OLIVE BRANCH, Miss. (AP) - Students at Olive Branch Elementary School regularly practice the “duck and cover” stance to take if a tornado is heading toward town.
Kindergarteners and first-graders recently filed into place along a corridor wall, get down onto the floor with their arms over their heads.
“Crisis captains,” faculty and staff members armed with two-way radios, slowly passed by to ensure that teachers who had been taking roll had accounted for everyone.
In about six minutes, it was over. The all-clear was sounded, and students and teachers began filing back into classrooms.
The school and five other Hernando County elementary schools will soon have new reinforced buildings to use as “safe rooms” for dangerous weather, The Commercial Appeal reports (https://bit.ly/1hMtXuq).
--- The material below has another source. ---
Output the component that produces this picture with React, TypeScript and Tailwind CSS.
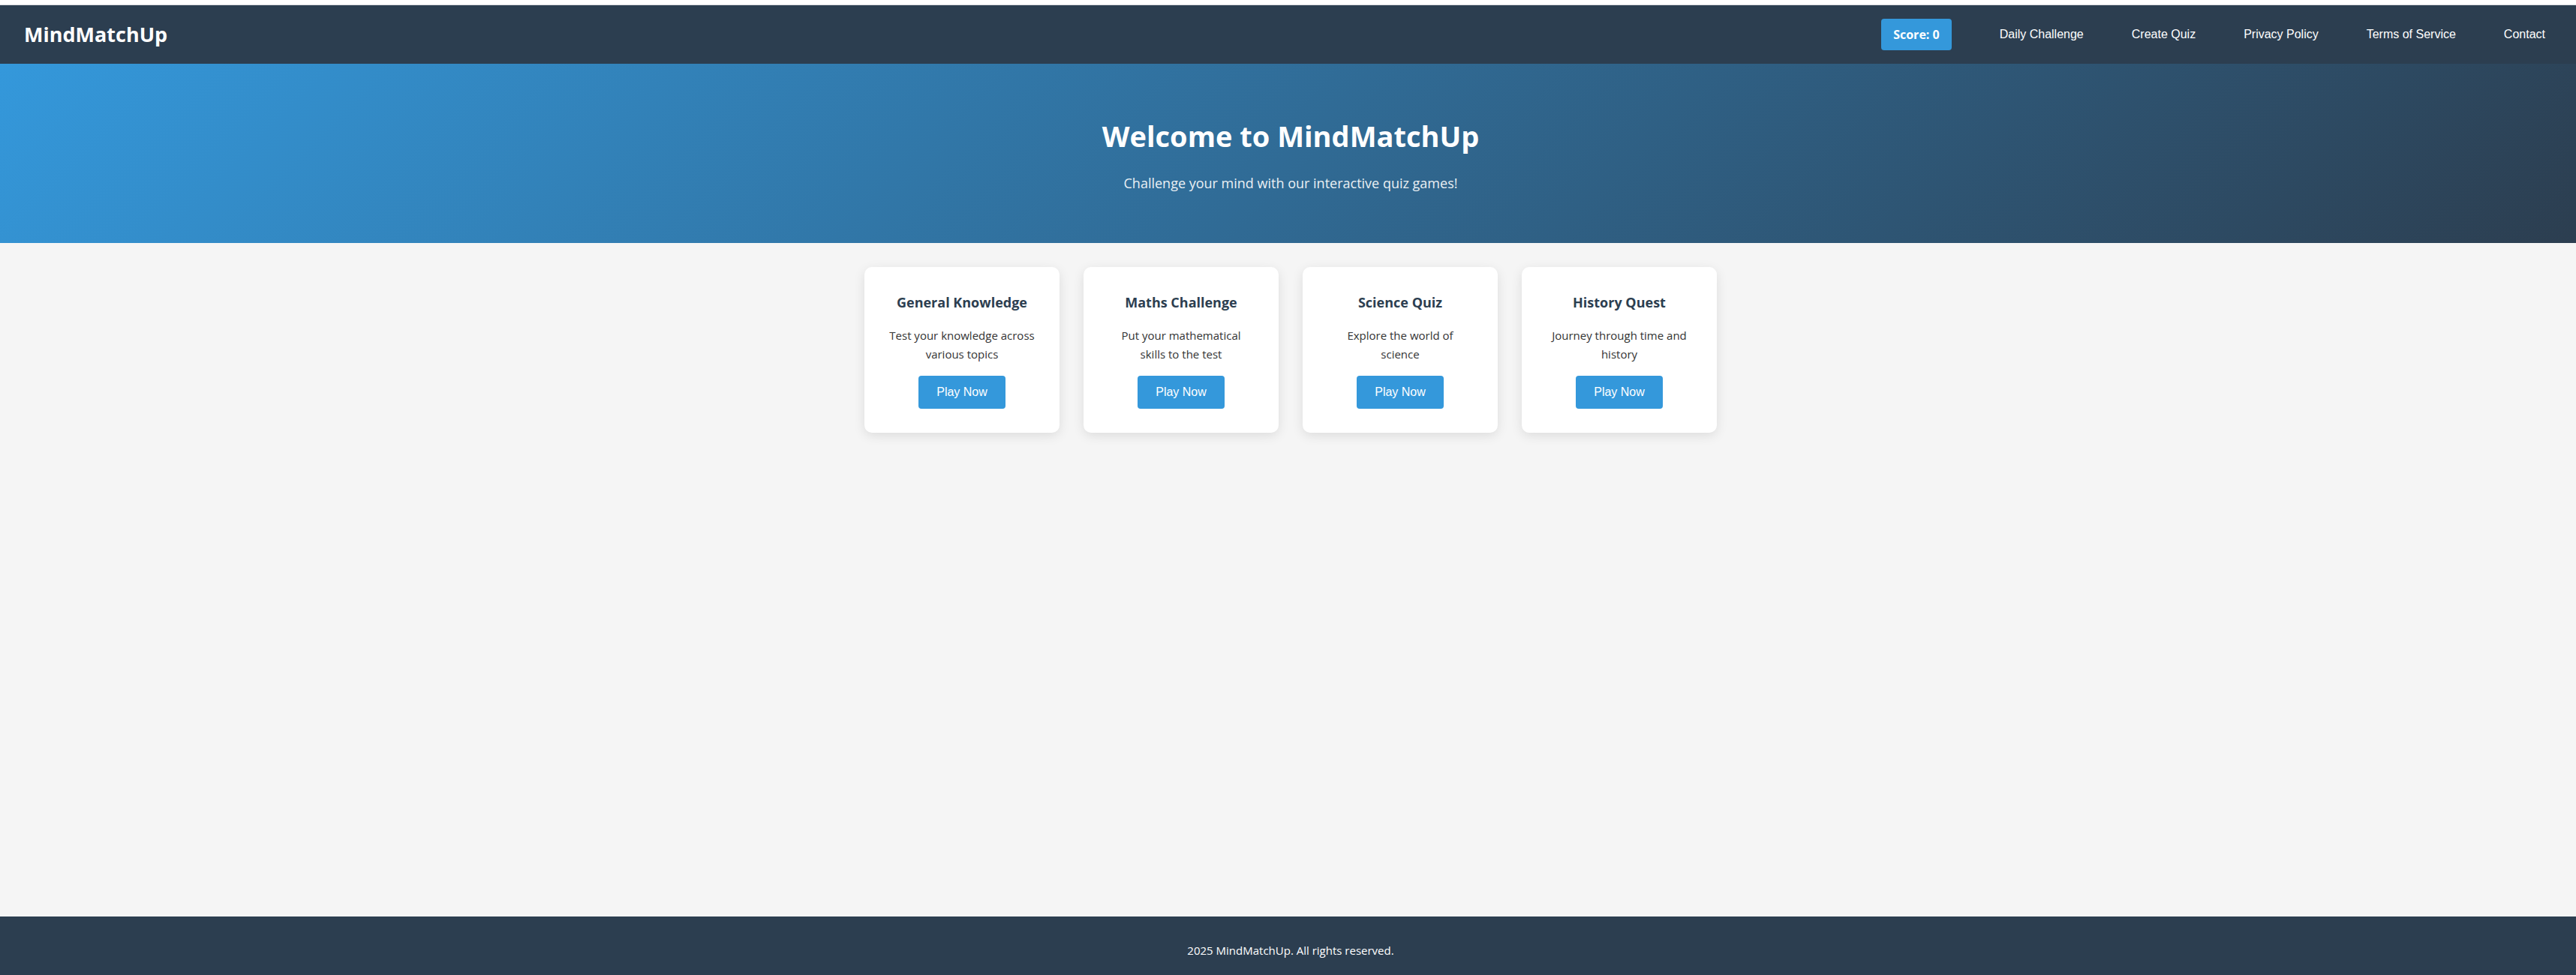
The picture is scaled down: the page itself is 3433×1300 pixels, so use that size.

Enrollment determined which schools are getting the 5,850-square-foot safe rooms - to ensure everyone can get into the building, the maximum enrollment is 833, DeSoto County Schools spokeswoman Katherine Nelson said.
Hernando, Horn Lake, Hope Sullivan, Lewisburg and Walls elementary schools also are getting safe rooms.
A grant provided 95 percent of the $6.1 million cost.
During good weather, the buildings can be as multipurpose structures.
The additional buildings will also let the 40-plus campus school system curb some of its building programs, using existing physical education buildings on some campuses as classrooms.